PROBLEM TO WORK ON: Copy out the listing that follows, exact in every word, and skip the images.

──────── TASK DATA ────────

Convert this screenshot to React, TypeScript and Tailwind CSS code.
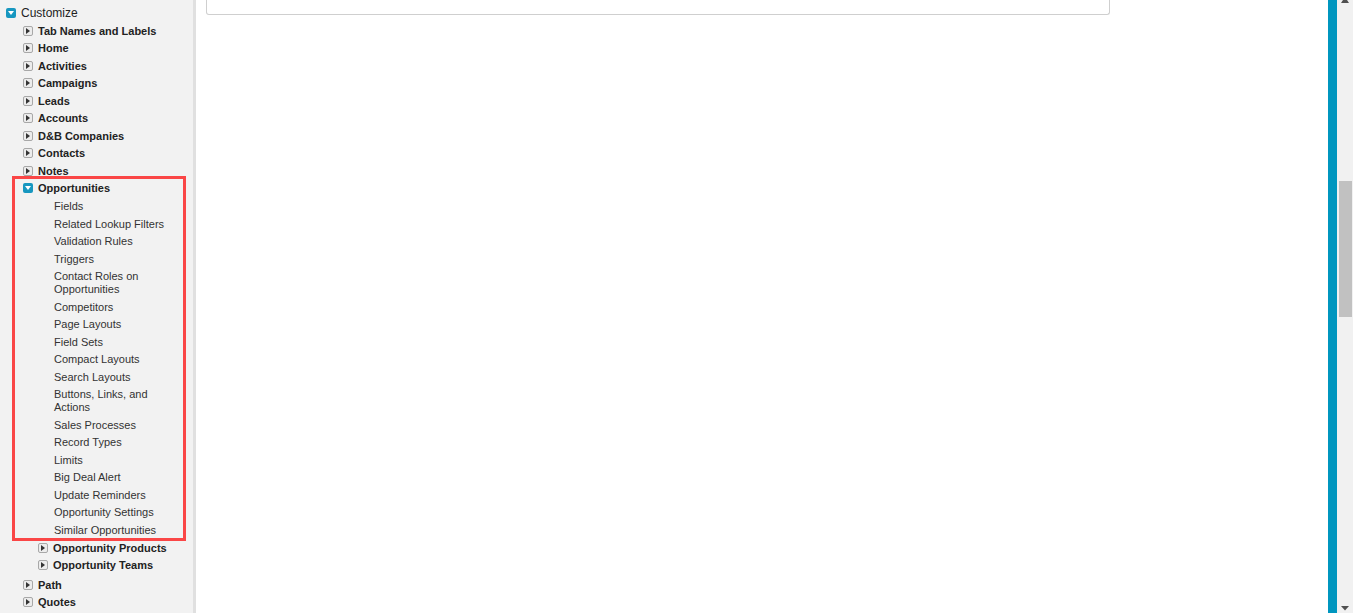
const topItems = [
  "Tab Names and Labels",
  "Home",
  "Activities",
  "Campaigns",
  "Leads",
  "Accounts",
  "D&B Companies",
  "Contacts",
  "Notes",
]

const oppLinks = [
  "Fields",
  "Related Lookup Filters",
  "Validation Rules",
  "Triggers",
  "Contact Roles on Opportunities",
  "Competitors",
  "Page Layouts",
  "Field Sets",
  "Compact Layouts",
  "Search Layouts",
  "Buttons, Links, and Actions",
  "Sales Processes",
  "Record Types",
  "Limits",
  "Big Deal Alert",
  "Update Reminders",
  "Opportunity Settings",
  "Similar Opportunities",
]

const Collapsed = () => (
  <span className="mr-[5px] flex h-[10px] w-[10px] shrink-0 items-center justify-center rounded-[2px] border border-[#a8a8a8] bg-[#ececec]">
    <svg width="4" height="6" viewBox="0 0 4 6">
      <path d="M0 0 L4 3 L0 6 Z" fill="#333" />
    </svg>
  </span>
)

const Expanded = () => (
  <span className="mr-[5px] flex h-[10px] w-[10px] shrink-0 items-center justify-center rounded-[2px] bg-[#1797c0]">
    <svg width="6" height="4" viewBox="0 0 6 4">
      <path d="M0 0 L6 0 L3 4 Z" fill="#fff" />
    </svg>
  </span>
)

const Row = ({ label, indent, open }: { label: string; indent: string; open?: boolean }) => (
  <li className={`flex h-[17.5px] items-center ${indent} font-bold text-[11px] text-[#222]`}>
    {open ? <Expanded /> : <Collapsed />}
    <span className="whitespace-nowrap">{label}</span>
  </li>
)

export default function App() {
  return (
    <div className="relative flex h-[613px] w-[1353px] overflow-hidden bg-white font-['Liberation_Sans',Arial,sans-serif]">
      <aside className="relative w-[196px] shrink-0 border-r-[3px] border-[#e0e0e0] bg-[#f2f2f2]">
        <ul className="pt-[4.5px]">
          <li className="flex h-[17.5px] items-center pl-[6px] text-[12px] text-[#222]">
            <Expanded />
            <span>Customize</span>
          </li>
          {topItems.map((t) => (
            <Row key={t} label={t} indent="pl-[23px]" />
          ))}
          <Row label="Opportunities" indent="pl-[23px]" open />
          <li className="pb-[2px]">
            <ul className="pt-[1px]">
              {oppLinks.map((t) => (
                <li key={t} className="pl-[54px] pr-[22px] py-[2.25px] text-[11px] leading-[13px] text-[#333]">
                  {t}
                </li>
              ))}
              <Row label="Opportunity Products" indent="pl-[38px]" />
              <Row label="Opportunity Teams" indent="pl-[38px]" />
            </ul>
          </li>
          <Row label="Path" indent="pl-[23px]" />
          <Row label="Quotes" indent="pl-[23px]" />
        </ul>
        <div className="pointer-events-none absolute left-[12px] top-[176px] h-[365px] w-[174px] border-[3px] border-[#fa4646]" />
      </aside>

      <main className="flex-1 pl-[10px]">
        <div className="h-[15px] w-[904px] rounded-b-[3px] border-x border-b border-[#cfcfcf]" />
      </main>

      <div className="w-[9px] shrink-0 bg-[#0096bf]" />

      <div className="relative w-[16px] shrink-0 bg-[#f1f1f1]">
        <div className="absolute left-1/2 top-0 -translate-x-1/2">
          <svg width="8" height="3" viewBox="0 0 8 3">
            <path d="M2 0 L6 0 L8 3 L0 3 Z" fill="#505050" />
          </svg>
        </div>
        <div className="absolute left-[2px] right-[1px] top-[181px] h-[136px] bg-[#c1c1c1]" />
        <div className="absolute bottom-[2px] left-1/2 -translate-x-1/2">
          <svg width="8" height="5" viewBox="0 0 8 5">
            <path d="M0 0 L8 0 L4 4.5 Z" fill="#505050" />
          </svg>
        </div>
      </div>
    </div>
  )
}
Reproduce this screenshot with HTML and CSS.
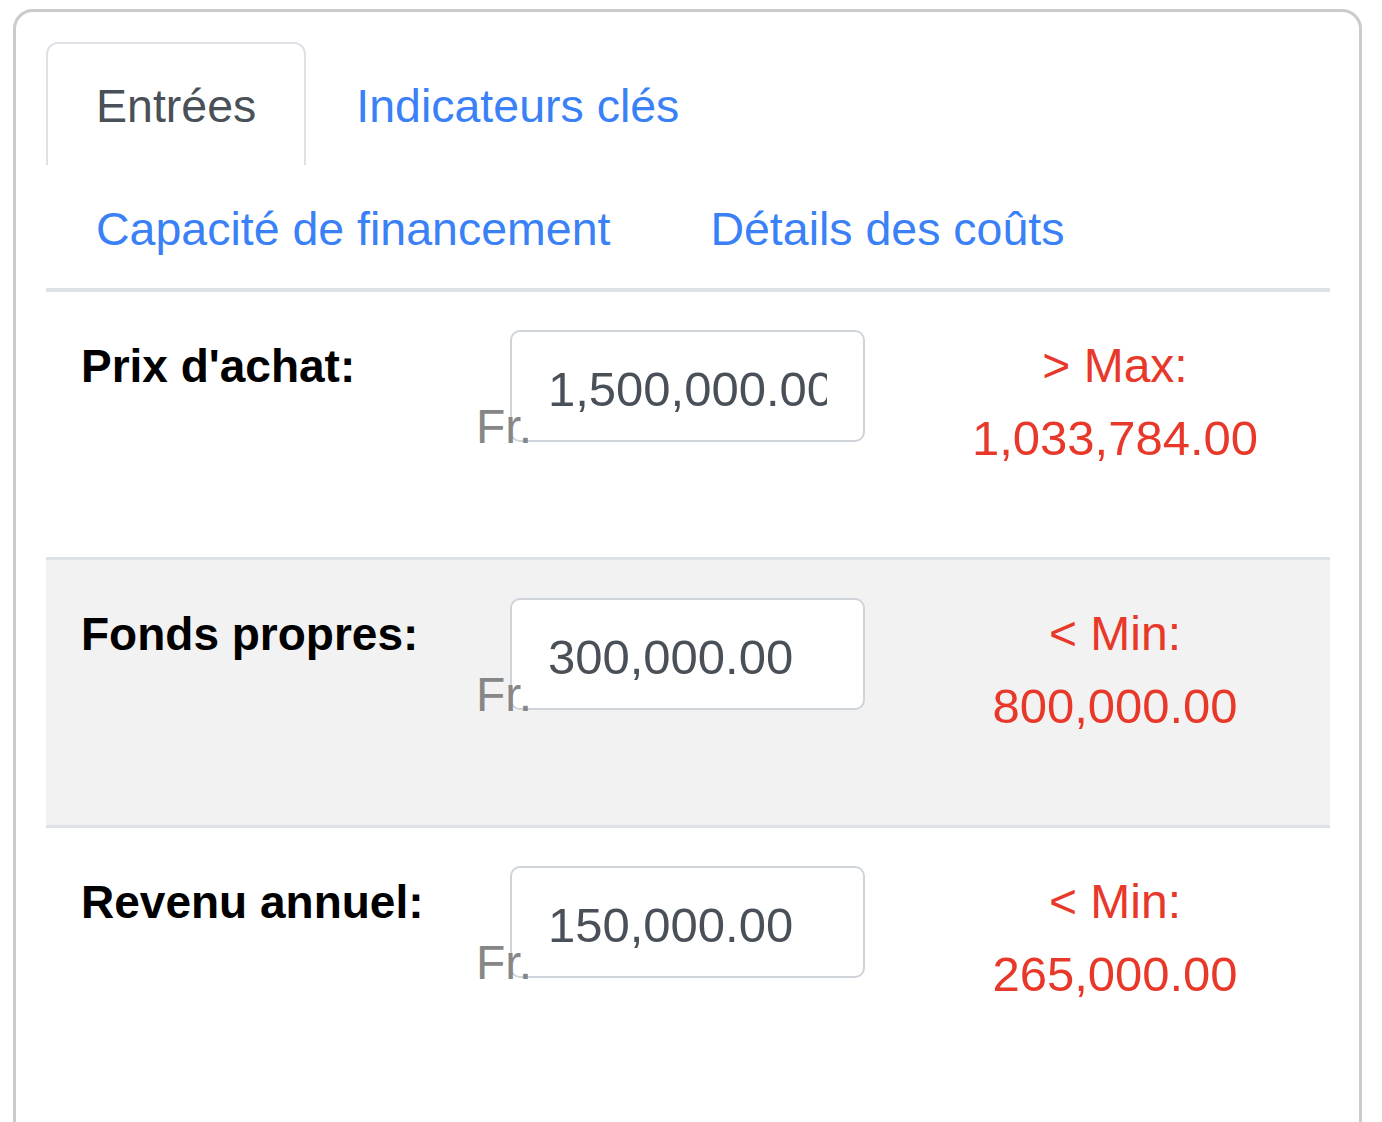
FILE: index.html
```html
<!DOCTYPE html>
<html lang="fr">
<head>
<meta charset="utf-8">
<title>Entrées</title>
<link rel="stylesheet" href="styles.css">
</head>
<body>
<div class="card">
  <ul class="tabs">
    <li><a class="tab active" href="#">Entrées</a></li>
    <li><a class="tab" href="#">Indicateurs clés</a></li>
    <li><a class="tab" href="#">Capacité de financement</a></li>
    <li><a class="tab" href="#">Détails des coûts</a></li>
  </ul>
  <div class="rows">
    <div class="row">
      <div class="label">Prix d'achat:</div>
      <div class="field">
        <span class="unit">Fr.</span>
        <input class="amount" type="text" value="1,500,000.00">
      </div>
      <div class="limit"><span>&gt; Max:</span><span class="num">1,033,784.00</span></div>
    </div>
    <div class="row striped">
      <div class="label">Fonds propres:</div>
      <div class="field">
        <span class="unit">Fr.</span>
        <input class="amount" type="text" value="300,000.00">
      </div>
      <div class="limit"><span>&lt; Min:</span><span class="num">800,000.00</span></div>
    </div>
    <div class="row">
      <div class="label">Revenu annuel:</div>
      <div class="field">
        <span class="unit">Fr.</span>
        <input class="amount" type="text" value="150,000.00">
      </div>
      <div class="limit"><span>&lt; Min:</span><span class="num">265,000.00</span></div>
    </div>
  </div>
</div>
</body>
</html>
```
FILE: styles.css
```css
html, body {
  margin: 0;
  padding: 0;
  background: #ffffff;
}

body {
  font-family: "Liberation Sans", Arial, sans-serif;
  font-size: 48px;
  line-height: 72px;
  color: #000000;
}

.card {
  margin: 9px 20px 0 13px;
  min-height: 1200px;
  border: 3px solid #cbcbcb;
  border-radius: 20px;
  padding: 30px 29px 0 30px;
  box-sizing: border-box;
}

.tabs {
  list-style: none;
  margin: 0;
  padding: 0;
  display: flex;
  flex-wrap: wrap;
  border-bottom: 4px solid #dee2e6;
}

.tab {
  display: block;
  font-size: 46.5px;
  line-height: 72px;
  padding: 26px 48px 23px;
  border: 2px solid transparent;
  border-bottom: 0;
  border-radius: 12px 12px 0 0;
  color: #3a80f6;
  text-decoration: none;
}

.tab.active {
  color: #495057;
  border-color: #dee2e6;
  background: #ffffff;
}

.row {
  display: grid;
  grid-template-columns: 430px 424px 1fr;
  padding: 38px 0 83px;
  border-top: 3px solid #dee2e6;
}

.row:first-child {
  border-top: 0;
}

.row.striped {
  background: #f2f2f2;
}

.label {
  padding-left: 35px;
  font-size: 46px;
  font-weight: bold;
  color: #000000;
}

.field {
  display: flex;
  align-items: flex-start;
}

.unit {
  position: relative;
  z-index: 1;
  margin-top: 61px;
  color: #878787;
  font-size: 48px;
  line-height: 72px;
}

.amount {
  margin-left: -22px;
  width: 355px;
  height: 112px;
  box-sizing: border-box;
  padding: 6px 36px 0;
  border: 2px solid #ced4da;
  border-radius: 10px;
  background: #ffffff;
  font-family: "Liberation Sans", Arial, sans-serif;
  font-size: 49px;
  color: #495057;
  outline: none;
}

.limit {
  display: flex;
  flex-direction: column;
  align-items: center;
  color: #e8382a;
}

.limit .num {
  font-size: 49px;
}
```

────────

EXERCISE RESPONSE:
Convert this screenshot to React, TypeScript and Tailwind CSS code.
const topItems = [
  "Tab Names and Labels",
  "Home",
  "Activities",
  "Campaigns",
  "Leads",
  "Accounts",
  "D&B Companies",
  "Contacts",
  "Notes",
]

const oppLinks = [
  "Fields",
  "Related Lookup Filters",
  "Validation Rules",
  "Triggers",
  "Contact Roles on Opportunities",
  "Competitors",
  "Page Layouts",
  "Field Sets",
  "Compact Layouts",
  "Search Layouts",
  "Buttons, Links, and Actions",
  "Sales Processes",
  "Record Types",
  "Limits",
  "Big Deal Alert",
  "Update Reminders",
  "Opportunity Settings",
  "Similar Opportunities",
]

const Collapsed = () => (
  <span className="mr-[5px] flex h-[10px] w-[10px] shrink-0 items-center justify-center rounded-[2px] border border-[#a8a8a8] bg-[#ececec]">
    <svg width="4" height="6" viewBox="0 0 4 6">
      <path d="M0 0 L4 3 L0 6 Z" fill="#333" />
    </svg>
  </span>
)

const Expanded = () => (
  <span className="mr-[5px] flex h-[10px] w-[10px] shrink-0 items-center justify-center rounded-[2px] bg-[#1797c0]">
    <svg width="6" height="4" viewBox="0 0 6 4">
      <path d="M0 0 L6 0 L3 4 Z" fill="#fff" />
    </svg>
  </span>
)

const Row = ({ label, indent, open }: { label: string; indent: string; open?: boolean }) => (
  <li className={`flex h-[17.5px] items-center ${indent} font-bold text-[11px] text-[#222]`}>
    {open ? <Expanded /> : <Collapsed />}
    <span className="whitespace-nowrap">{label}</span>
  </li>
)

export default function App() {
  return (
    <div className="relative flex h-[613px] w-[1353px] overflow-hidden bg-white font-['Liberation_Sans',Arial,sans-serif]">
      <aside className="relative w-[196px] shrink-0 border-r-[3px] border-[#e0e0e0] bg-[#f2f2f2]">
        <ul className="pt-[4.5px]">
          <li className="flex h-[17.5px] items-center pl-[6px] text-[12px] text-[#222]">
            <Expanded />
            <span>Customize</span>
          </li>
          {topItems.map((t) => (
            <Row key={t} label={t} indent="pl-[23px]" />
          ))}
          <Row label="Opportunities" indent="pl-[23px]" open />
          <li className="pb-[2px]">
            <ul className="pt-[1px]">
              {oppLinks.map((t) => (
                <li key={t} className="pl-[54px] pr-[22px] py-[2.25px] text-[11px] leading-[13px] text-[#333]">
                  {t}
                </li>
              ))}
              <Row label="Opportunity Products" indent="pl-[38px]" />
              <Row label="Opportunity Teams" indent="pl-[38px]" />
            </ul>
          </li>
          <Row label="Path" indent="pl-[23px]" />
          <Row label="Quotes" indent="pl-[23px]" />
        </ul>
        <div className="pointer-events-none absolute left-[12px] top-[176px] h-[365px] w-[174px] border-[3px] border-[#fa4646]" />
      </aside>

      <main className="flex-1 pl-[10px]">
        <div className="h-[15px] w-[904px] rounded-b-[3px] border-x border-b border-[#cfcfcf]" />
      </main>

      <div className="w-[9px] shrink-0 bg-[#0096bf]" />

      <div className="relative w-[16px] shrink-0 bg-[#f1f1f1]">
        <div className="absolute left-1/2 top-0 -translate-x-1/2">
          <svg width="8" height="3" viewBox="0 0 8 3">
            <path d="M2 0 L6 0 L8 3 L0 3 Z" fill="#505050" />
          </svg>
        </div>
        <div className="absolute left-[2px] right-[1px] top-[181px] h-[136px] bg-[#c1c1c1]" />
        <div className="absolute bottom-[2px] left-1/2 -translate-x-1/2">
          <svg width="8" height="5" viewBox="0 0 8 5">
            <path d="M0 0 L8 0 L4 4.5 Z" fill="#505050" />
          </svg>
        </div>
      </div>
    </div>
  )
}
Reproduce this screenshot with HTML and CSS.
FILE: index.html
```html
<!DOCTYPE html>
<html lang="fr">
<head>
<meta charset="utf-8">
<title>Entrées</title>
<link rel="stylesheet" href="styles.css">
</head>
<body>
<div class="card">
  <ul class="tabs">
    <li><a class="tab active" href="#">Entrées</a></li>
    <li><a class="tab" href="#">Indicateurs clés</a></li>
    <li><a class="tab" href="#">Capacité de financement</a></li>
    <li><a class="tab" href="#">Détails des coûts</a></li>
  </ul>
  <div class="rows">
    <div class="row">
      <div class="label">Prix d'achat:</div>
      <div class="field">
        <span class="unit">Fr.</span>
        <input class="amount" type="text" value="1,500,000.00">
      </div>
      <div class="limit"><span>&gt; Max:</span><span class="num">1,033,784.00</span></div>
    </div>
    <div class="row striped">
      <div class="label">Fonds propres:</div>
      <div class="field">
        <span class="unit">Fr.</span>
        <input class="amount" type="text" value="300,000.00">
      </div>
      <div class="limit"><span>&lt; Min:</span><span class="num">800,000.00</span></div>
    </div>
    <div class="row">
      <div class="label">Revenu annuel:</div>
      <div class="field">
        <span class="unit">Fr.</span>
        <input class="amount" type="text" value="150,000.00">
      </div>
      <div class="limit"><span>&lt; Min:</span><span class="num">265,000.00</span></div>
    </div>
  </div>
</div>
</body>
</html>
```
FILE: styles.css
```css
html, body {
  margin: 0;
  padding: 0;
  background: #ffffff;
}

body {
  font-family: "Liberation Sans", Arial, sans-serif;
  font-size: 48px;
  line-height: 72px;
  color: #000000;
}

.card {
  margin: 9px 20px 0 13px;
  min-height: 1200px;
  border: 3px solid #cbcbcb;
  border-radius: 20px;
  padding: 30px 29px 0 30px;
  box-sizing: border-box;
}

.tabs {
  list-style: none;
  margin: 0;
  padding: 0;
  display: flex;
  flex-wrap: wrap;
  border-bottom: 4px solid #dee2e6;
}

.tab {
  display: block;
  font-size: 46.5px;
  line-height: 72px;
  padding: 26px 48px 23px;
  border: 2px solid transparent;
  border-bottom: 0;
  border-radius: 12px 12px 0 0;
  color: #3a80f6;
  text-decoration: none;
}

.tab.active {
  color: #495057;
  border-color: #dee2e6;
  background: #ffffff;
}

.row {
  display: grid;
  grid-template-columns: 430px 424px 1fr;
  padding: 38px 0 83px;
  border-top: 3px solid #dee2e6;
}

.row:first-child {
  border-top: 0;
}

.row.striped {
  background: #f2f2f2;
}

.label {
  padding-left: 35px;
  font-size: 46px;
  font-weight: bold;
  color: #000000;
}

.field {
  display: flex;
  align-items: flex-start;
}

.unit {
  position: relative;
  z-index: 1;
  margin-top: 61px;
  color: #878787;
  font-size: 48px;
  line-height: 72px;
}

.amount {
  margin-left: -22px;
  width: 355px;
  height: 112px;
  box-sizing: border-box;
  padding: 6px 36px 0;
  border: 2px solid #ced4da;
  border-radius: 10px;
  background: #ffffff;
  font-family: "Liberation Sans", Arial, sans-serif;
  font-size: 49px;
  color: #495057;
  outline: none;
}

.limit {
  display: flex;
  flex-direction: column;
  align-items: center;
  color: #e8382a;
}

.limit .num {
  font-size: 49px;
}
```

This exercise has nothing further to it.